The researchers found that increasing the number of investment funds in a 401(k) plan from 10 to 30 provides a 0.1%, or 10 basis point, increase in total risk-adjusted returns for a defined-contribution plan. Although Mr. Blanchett and Mr. Finke don't qualify that savings in dollar terms over a participant's life, they note that it's enough to have an "economically significant impact on retirement outcomes."
"While this may not seem material, it represents a relatively easy way for plan sponsors to improve likely retirement outcomes for participants," according to the report, published Tuesday. "When it comes to core menus, 'bigger is better.'"
Previous research found that "choice overload" deterred employees from saving in their workplace retirement plan. One 2004
study — authored by academics Sheena Sethi-Iyengar, Gur Huberman and Wei Jang — found participation rates declined by more than 1.5% for every 10 additional funds in the 401(k) investment menu.
"I think the common knowledge would still be relevant if we were still in an environment without automatic enrollment and default investments," Mr. Blanchett said.
Around 61% of employers automatically enroll employees into their 401(k) plans, up from around 40% in 2008, according to the Plan Sponsor Council of America.
Nearly 71% of 401(k) plans offer a target-date fund, up from 58% a decade ago, according to PSCA. Cerulli Associates, a consulting firm, estimates that TDFs will capture four out of every five dollars contributed to a 401(k) plan by the end of 2023.

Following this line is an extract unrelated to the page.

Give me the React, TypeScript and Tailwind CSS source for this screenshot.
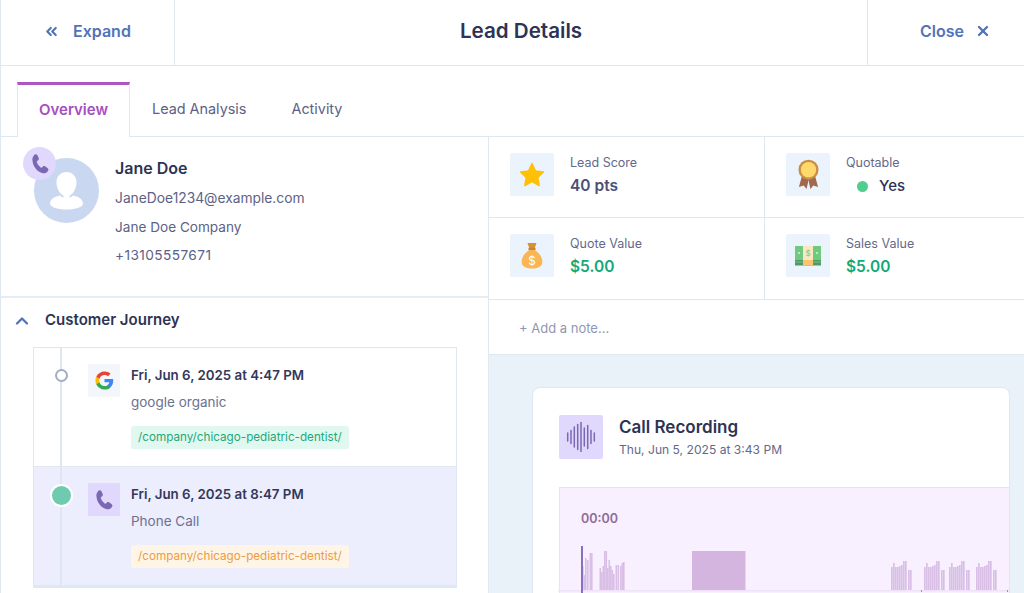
import { ChevronUp, ChevronsLeft, X } from 'lucide-react';

function PhoneIcon({ className }: { className: string }) {
  return (
    <svg viewBox="0 0 24 24" className={className} fill="#7a68b3">
      <path d="M6.2 1.6c1-.6 2.2-.3 2.8.7l1.5 3c.5 1 .3 2-.5 2.7l-1.3 1c-.3.3-.4.7-.2 1.2 1 2.500 2.300 4.200 4.300 5.600.4.300.8.200 1.200-.1l1.200-1c.8-.7 1.900-.7 2.700-.1l2.500 2c.9.7 1 2 .3 2.900l-.8.9c-1.200 1.300-3 2-4.800 1.600-6.300-1.500-10.800-7.300-11.400-14.500-.2-2 .5-3.700 1.700-4.900z" />
    </svg>
  );
}

function GoogleLogo() {
  return (
    <svg viewBox="0 0 24 24" className="w-[19px] h-[19px]">
      <path fill="#4285F4" d="M23 12.300c0-.8-.1-1.600-.2-2.300H12v4.300h6.200c-.3 1.400-1.100 2.600-2.300 3.400v2.800h3.700c2.100-2 3.400-4.900 3.400-8.200z" />
      <path fill="#34A853" d="M12 23.500c3.100 0 5.700-1 7.600-2.800l-3.700-2.800c-1 .7-2.400 1.100-3.900 1.100-3 0-5.500-2-6.400-4.700H1.700v2.900c1.900 3.800 5.800 6.300 10.300 6.300z" />
      <path fill="#FBBC05" d="M5.600 14.300c-.2-.7-.4-1.500-.4-2.300s.1-1.600.4-2.300V6.800H1.700C.9 8.400.5 10.100.5 12s.4 3.600 1.200 5.200l3.900-2.900z" />
      <path fill="#EA4335" d="M12 5c1.700 0 3.200.6 4.400 1.700l3.300-3.300C17.700 1.600 15.100.5 12 .5 7.500.5 3.600 3.100 1.700 6.800l3.900 2.900C6.500 7 9 5 12 5z" />
    </svg>
  );
}

function StarIcon() {
  return (
    <svg viewBox="0 0 26 25" className="w-[26px] h-[25px]">
      <path fill="#ffc107" stroke="#ffc107" strokeWidth="1.500" strokeLinejoin="round" d="M13 1.500l3.500 7.500 8 1-5.800 5.500 1.500 8L13 19.600 5.800 23.500l1.500-8L1.500 10l8-1z" />
    </svg>
  );
}

function RibbonIcon() {
  return (
    <svg viewBox="0 0 24 32" className="w-[23px] h-[31px]">
      <path fill="#a1674f" d="M5 18l-3 11 5-1.500L10 31l2.500-11z" />
      <path fill="#a1674f" d="M19 18l3 11-5-1.500L14 31l-2.500-11z" />
      <circle cx="12" cy="11" r="10.500" fill="#c98f45" />
      <circle cx="12" cy="11" r="8" fill="#ffd96b" />
    </svg>
  );
}

function BagIcon() {
  return (
    <svg viewBox="0 0 24 30" className="w-[22px] h-[27px]">
      <path fill="#d98f35" d="M7 1h10l-2 6h-6z" />
      <rect x="8" y="6.500" width="8" height="2.500" rx="1" fill="#c98430" />
      <path fill="#fbb654" d="M9 9h6c5 3 8.500 8 8.500 13 0 5-4 7.500-11.500 7.500S.5 27 .5 22C.5 17 4 12 9 9z" />
      <text x="12" y="25" textAnchor="middle" fontSize="13" fill="#fff" fontFamily="Inter, sans-serif">$</text>
    </svg>
  );
}

function BillsIcon() {
  return (
    <svg viewBox="0 0 26 20" className="w-[26px] h-[20px]">
      <rect x="0" y="0" width="26" height="14" fill="#6fc97f" />
      <rect x="0" y="14" width="26" height="5.500" fill="#4c9a66" />
      <rect x="0" y="15.500" width="26" height="1" fill="#7dbb8e" />
      <rect x="8" y="0" width="10" height="14" fill="#fbe7c0" />
      <rect x="8" y="14" width="10" height="5.500" fill="#fbc46d" />
      <circle cx="4" cy="7" r="1" fill="#d4f2da" />
      <circle cx="22" cy="7" r="1" fill="#d4f2da" />
      <text x="13" y="10" textAnchor="middle" fontSize="8" fill="#7cc48a" fontFamily="Inter, sans-serif">$</text>
    </svg>
  );
}

function SoundIcon() {
  // x from centre, half height
  const lines = [[-13.300, 4], [-10, 6.500], [-6.700, 10], [-3.300, 12.500], [0, 14.500], [3.300, 9], [6.700, 11.500], [10, 6.500], [13.300, 4]];
  return (
    <svg viewBox="-15 -15 30 30" className="w-[30px] h-[30px]" stroke="#7a68b3" strokeWidth="1.500" strokeLinecap="round">
      {lines.map(([x, h], i) => (
        <line key={i} x1={x} x2={x} y1={-h} y2={h} />
      ))}
    </svg>
  );
}

function Avatar() {
  return (
    <div className="relative w-[65px] h-[65px] rounded-full bg-[#c9d7f1] shrink-0">
      <svg viewBox="0 0 65 65" className="w-[65px] h-[65px]">
        <path fill="#fff" d="M32.500 14c6 0 10 4.500 10 10.500 0 5.500-3 11-6.500 13-1 .8-1 1.500 0 2-2 1-5 1-7 0 1-.5 1-1.200 0-2-3.500-2-6.500-7.500-6.500-13C22.500 18.500 26.500 14 32.500 14z" />
        <path fill="#fff" d="M26 37.500c2 3 11 3 13 0 5 .8 10 3.500 10 8 0 3.500-7 6-16.500 6S16 49 16 45.500c0-4.500 5-7.200 10-8z" />
      </svg>
      <div className="absolute -left-[11px] -top-[11px] w-[33px] h-[33px] rounded-full bg-[#e0d8fd] flex items-center justify-center">
        <PhoneIcon className="w-[22px] h-[22px]" />
      </div>
    </div>
  );
}

function Stat({ icon, label, children, border, tall }: { icon: React.ReactNode; label: string; children: React.ReactNode; border?: boolean; tall?: boolean }) {
  return (
    <div className={`${tall ? 'h-[82px]' : 'h-[81px]'} pl-[21px] pt-[16px] flex gap-[16px] border-b border-[#dfe7f1] ${border ? 'border-r' : ''}`}>
      <div className="w-[44px] h-[43px] rounded-[2px] bg-[#ebf3fd] flex items-center justify-center shrink-0">{icon}</div>
      <div className="pt-px">
        <div className="text-[12.5px] leading-[18px] text-[#64698a]">{label}</div>
        {children}
      </div>
    </div>
  );
}

function JourneyRow({ date, source, tag, tagClass, icon, iconClass, active }: { date: string; source: string; tag: string; tagClass: string; icon: React.ReactNode; iconClass: string; active?: boolean }) {
  return (
    <div className={`relative pl-[54px] pt-[16px] flex gap-[11px] border-[#dfe7f1] ${active ? 'bg-[#eceefd] h-[120px] border-b-2' : 'bg-white h-[119px] border-b'}`}>
      <div className="absolute left-[26px] top-0 bottom-0 w-[2px] bg-[#dde6f1]" />
      {active ? (
        <div className="absolute left-[16px] top-[17px] w-[23px] h-[23px] rounded-full bg-[#6fcab0] border-2 border-white" />
      ) : (
        <div className="absolute left-[21px] top-[21px] w-[13px] h-[13px] rounded-full bg-white border-2 border-[#a3adc2]" />
      )}
      <div className={`w-[32px] h-[33px] flex items-center justify-center shrink-0 ${iconClass}`}>{icon}</div>
      <div>
        <div className="text-[13.3px] leading-[22px] font-semibold text-[#33385a]">{date}</div>
        <div className="text-[13.5px] leading-[22px] mt-[5px] text-[#6c7190]">{source}</div>
        <div className={`mt-[13px] w-fit h-[23px] px-[7px] rounded-[3px] text-[11.7px] leading-[23px] ${tagClass}`}>{tag}</div>
      </div>
    </div>
  );
}

// page x, top of bar
const groupA = [[582, 566], [583.500, 575], [585, 558], [587, 560], [589.500, 553], [591, 553]];
const groupB = [[599.500, 568], [601, 572], [602.500, 566], [604, 551], [605.500, 551], [607, 568], [608.500, 560], [610, 566], [611.500, 570], [613, 574], [615.500, 565], [617.500, 565], [620, 566], [621.500, 563], [623, 562]];
const rightShape = [[0, 567], [2, 563], [4, 567], [6, 567], [8, 566], [10, 565], [12, 561], [14, 561], [17, 570], [19, 570]];
const rightGroups = [891, 924, 949, 976];

function Waveform() {
  const light = rightGroups.flatMap((g) => rightShape.map(([dx, top]) => [g + dx, top]));
  return (
    <svg viewBox="558 546 451 48" className="w-[451px] h-[48px] mt-[17px] -ml-[2px] shrink-0">
      {light.map(([x, top], i) => (
        <rect key={i} x={x} y={top} width={1.700} height={590 - top} fill="#d9bfe6" />
      ))}
      {groupA.concat(groupB).map(([x, top], i) => (
        <rect key={i} x={x} y={top} width={1.600} height={590 - top} fill="#d9bfe6" />
      ))}
      <rect x={692} y={551} width={53.500} height={39} fill="#d3b5e0" />
      <rect x={558} y={590} width={451} height={1.500} fill="#f0e2f8" />
      <rect x={921} y={590} width={1} height={2} fill="#9a8fb5" />
      <rect x={1007} y={590} width={1} height={2} fill="#9a8fb5" />
      <rect x={581} y={546} width={2} height={48} fill="#8670c4" />
    </svg>
  );
}

export default function App() {
  return (
    <div className="w-[1024px] h-[593px] overflow-hidden bg-white border-l border-[#dfe7f1] flex flex-col font-['Inter',sans-serif]">
      {/* Header */}
      <div className="h-[66px] shrink-0 flex border-b border-[#dfe7f1]">
        <div className="w-[174px] flex items-center gap-[13px] pl-[42px] pb-[3px] border-r border-[#dfe7f1] text-[#5273b8]">
          <ChevronsLeft className="w-[17px] h-[17px]" strokeWidth={3} />
          <span className="text-[16px] font-semibold">Expand</span>
        </div>
        <div className="flex-1 flex items-center justify-center pb-[3px] text-[20.600px] font-semibold text-[#2d3354]">Lead Details</div>
        <div className="w-[157px] flex items-center gap-[11px] pl-[52px] pb-[3px] border-l border-[#dfe7f1] text-[#5273b8]">
          <span className="text-[16px] font-semibold">Close</span>
          <X className="w-[16px] h-[16px]" strokeWidth={3.500} />
        </div>
      </div>

      {/* Tabs */}
      <div className="h-[71px] shrink-0 flex items-end pl-[16px] border-b border-[#dfe7f1]">
        <div className="w-[113px] h-[55px] -mb-px bg-white border-t-[3px] border-x border-t-[#ac55c3] border-x-[#dfe7f1] flex items-center justify-center pb-[2px] text-[15px] font-semibold text-[#a64fc0]">Overview</div>
        <div className="h-[54px] flex items-center gap-[45px] pl-[22px] text-[14.400px] text-[#5c6285]">
          <span>Lead Analysis</span>
          <span>Activity</span>
        </div>
      </div>

      <div className="flex-1 flex min-h-0">
        {/* Left column */}
        <div className="w-[488px] shrink-0 border-r border-[#dfe7f1]">
          <div className="h-[161px] pl-[33px] pt-[21px] flex gap-[16px] border-b-2 border-[#e6ecf4]">
            <Avatar />
            <div className="-mt-[2px]">
              <div className="text-[16px] leading-[24px] font-semibold text-[#2d3354]">Jane Doe</div>
              <div className="text-[13.800px] leading-[28.500px] text-[#5c6285] mt-[4px]">JaneDoe1234@example.com</div>
              <div className="text-[13.600px] leading-[28.500px] text-[#5c6285]">Jane Doe Company</div>
              <div className="text-[13.700px] leading-[28.500px] tracking-[0.4px] text-[#5c6285]">+13105557671</div>
            </div>
          </div>
          <div className="h-[49px] flex items-center gap-[13px] pl-[11px] pb-[4px] text-[15px] font-semibold text-[#2d3354]">
            <ChevronUp className="w-[20px] h-[20px] text-[#5273b8]" strokeWidth={2.800} />
            <span>Customer Journey</span>
          </div>
          <div className="ml-[32px] w-[424px] border border-[#dfe7f1]">
            <JourneyRow
              date="Fri, Jun 6, 2025 at 4:47 PM"
              source="google organic"
              tag="/company/chicago-pediatric-dentist/"
              tagClass="bg-[#e1f8f1] text-[#1fa878]"
              icon={<GoogleLogo />}
              iconClass="bg-[#f3f6fa]"
            />
            <JourneyRow
              date="Fri, Jun 6, 2025 at 8:47 PM"
              source="Phone Call"
              tag="/company/chicago-pediatric-dentist/"
              tagClass="bg-[#fff5e6] text-[#ec9b46]"
              icon={<PhoneIcon className="w-[22px] h-[22px]" />}
              iconClass="bg-[#e0d8fd]"
              active
            />
          </div>
        </div>

        {/* Right column */}
        <div className="flex-1 flex flex-col min-w-0">
          <div className="grid grid-cols-[276px_1fr]">
            <Stat icon={<StarIcon />} label="Lead Score" border>
              <div className="text-[15.500px] leading-[28px] font-semibold text-[#4a5078]">40 pts</div>
            </Stat>
            <Stat icon={<RibbonIcon />} label="Quotable">
              <div className="flex items-center gap-[11px] pl-[11px] text-[15px] leading-[28px] font-medium text-[#2d3354]">
                <span className="w-[11px] h-[11px] rounded-full bg-[#4fce90]" />
                Yes
              </div>
            </Stat>
            <Stat icon={<BagIcon />} label="Quote Value" border tall>
              <div className="text-[15.500px] leading-[28px] font-semibold text-[#14a878]">$5.00</div>
            </Stat>
            <Stat icon={<BillsIcon />} label="Sales Value" tall>
              <div className="text-[15.500px] leading-[28px] font-semibold text-[#14a878]">$5.00</div>
            </Stat>
          </div>
          <div className="h-[55px] shrink-0 flex items-center pl-[30px] pt-[3px] text-[13px] text-[#8f97b3] border-b border-[#dfe7f1]">+ Add a note...</div>

          <div className="flex-1 min-h-0 bg-[#e9f1f9] pl-[43px] pr-[14px] pt-[32px]">
            <div className="h-[300px] bg-white rounded-t-lg border border-[#dfe8f2] pt-[27px] pl-[26px]">
              <div className="flex gap-[16px]">
                <div className="w-[44px] h-[44px] rounded-[2px] bg-[#e0d8fd] flex items-center justify-center">
                  <SoundIcon />
                </div>
                <div>
                  <div className="text-[17px] leading-[24px] font-semibold text-[#2d3354]">Call Recording</div>
                  <div className="text-[12.100px] leading-[22px] text-[#64698a]">Thu, Jun 5, 2025 at 3:43 PM</div>
                </div>
              </div>
              <div className="mt-[26px] bg-[#f8f0fe] border-t border-l border-[#dfe7f1] pt-[21px] flex flex-col">
                <div className="pl-[21px] text-[12.500px] leading-[20px] font-semibold text-[#8e6c9a]">00:00</div>
                <Waveform />
              </div>
            </div>
          </div>
        </div>
      </div>
    </div>
  );
}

These dynamics shift the 401(k) investment rule of thumb in two significant ways, Mr. Blanchett and Mr. Finke said.
A larger investment menu causes "choice overload," nudging participants to stick with their default investment option — typically a TDF, which is often well-diversified, inexpensive and has an age-appropriate mix of stocks and bonds, which benefits participants by providing better overall portfolio quality. Acceptance of the default option increases by 0.7% for each additional fund in the 401(k) menu.
In addition, participants who choose not stay in the default investment tend to have more efficient 401(k) portfolios if they have a greater number of funds available. This is because they tend to hold more funds, and therefore have more diversified portfolios.
Risk-adjusted performance increases, on average, by 3.6 basis points for each fund included in the client portfolio, the researchers found. So, increasing a fund menu from 10 funds to 30 funds would boost risk-adjusted returns by 11 basis points for these participants.
Meshing these two benefits together creates the 10 basis points of aggregate improvement in risk-adjusted returns mentioned earlier, according to Mr. Blanchett and Mr. Finke.
This isn't to say that 401(k) plans should have dozens and dozens of investment funds — 25 to 30 is likely the ceiling, Mr. Blanchett said. (A suite of TDFs would count as one fund.)
That's also not to say a menu of 30 funds is always the best option — it isn't necessarily good, for example, if a plan has six large-growth funds.
The research findings are meant to provoke advisers and plan sponsors to ask, "Why do I only have 10 funds in the plan?" Mr. Blanchett said.
The analysis used data from more than 500 DC plans that have a total of
500,000 participants and investment menus ranging from roughly 10 to 30 investment options.